Was können Unternehmen überhaupt mit Daten anfangen?

Daten sind das Öl der Gegenwart. Wenn ich weiß, womit sich ein Mensch beschäftigt, kann ich ihm relevantere Werbung einblenden und seine Bedürfnisse besser bedienen. Die meisten Konsumenten verstehen das sogar als Bereicherung, wenn sie Produkte gezeigt bekommen, die sie interessieren. Zum Beispiel empfindet nur ein relativ kleiner Prozentsatz Warenkorbabbrechermails als störend, der Großteil hält diese für einen sinnvollen Service. Vielleicht ist man ja abgelenkt worden während eines Einkaufsprozesses. Die Wettbewerbskommission hat für Deutschland festgestellt, dass diese Form der Werbung ohne Double-Opt-In unzulässig ist. Damit verliert die Werbeform aber 80 Prozent Reichweite. Manche Firmen tun es trotzdem und wachsen ein paar Prozent mehr. Dieser kleine Unterschied kann über den Sieg entscheiden.

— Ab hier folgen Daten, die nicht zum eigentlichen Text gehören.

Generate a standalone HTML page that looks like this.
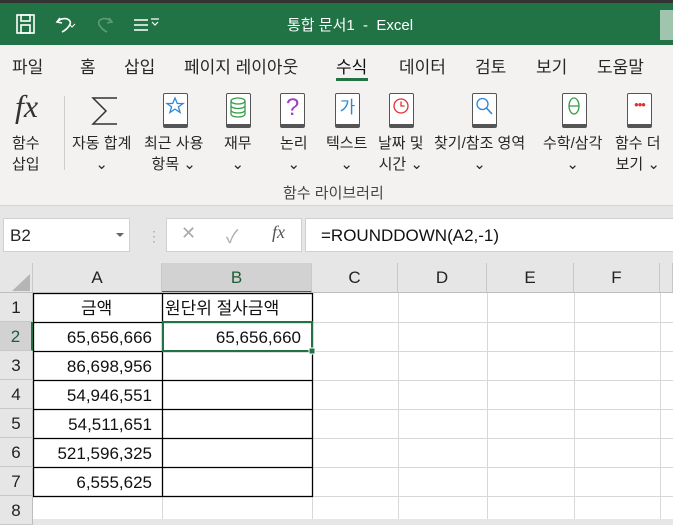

Dein Geschäft mit Webtrekk hängt auch von der intelligenten Analyse von Daten ab. Wie reagieren Kunden?

Auch wir spüren Zurückhaltung der Kunden bei den Themen Personalisierung und der Verknüpfung von Daten mit den eigenen Systemen. Man bindet schnell einen Drittanbieter für das Retargeting in die eigene Webseite ein, tut sich aber schwer, eigene Datenkompetenz im Unternehmen intern aufzubauen. Datentechnisch gesehen wäre das geschützter und unbedenklicher. Leider laufen die Deutschen Konsumenten wie verrückt zu Amazon, um dort ihre Produkte einzukaufen. Wenn die Konsumenten durch ihr Verhalten zeigen, dass sie die hohe Relevanz bei Amazon positiv finden und ein kleinerer Teil es ablehnt, dann überholt unsere Industrie bald die Realität.

Was wäre dein Wunsch für eine bessere Zukunft im Umgang mit Daten in Deutschland?

Meinen Wunsch habe ich in dieser Petition niedergeschrieben. Wir sollten an der Digitalisierung der Gesellschaft aktiv mitwirken, mit eigenen Initiativen und Modellen. Wir benötigen einen viel aktiveren Kapitalmarkt, der erst von einer größeren Community angezogen wird. Außerdem sollten wir in Europa versuchen, mit den USA einen gemeinsamen weltweiten Datenschutzstandard zu entwickeln. Sonst werden Investoren vor der Regulierung in Europa immer wieder zurückschrecken und die Digitalisierung wird von anderen umgesetzt.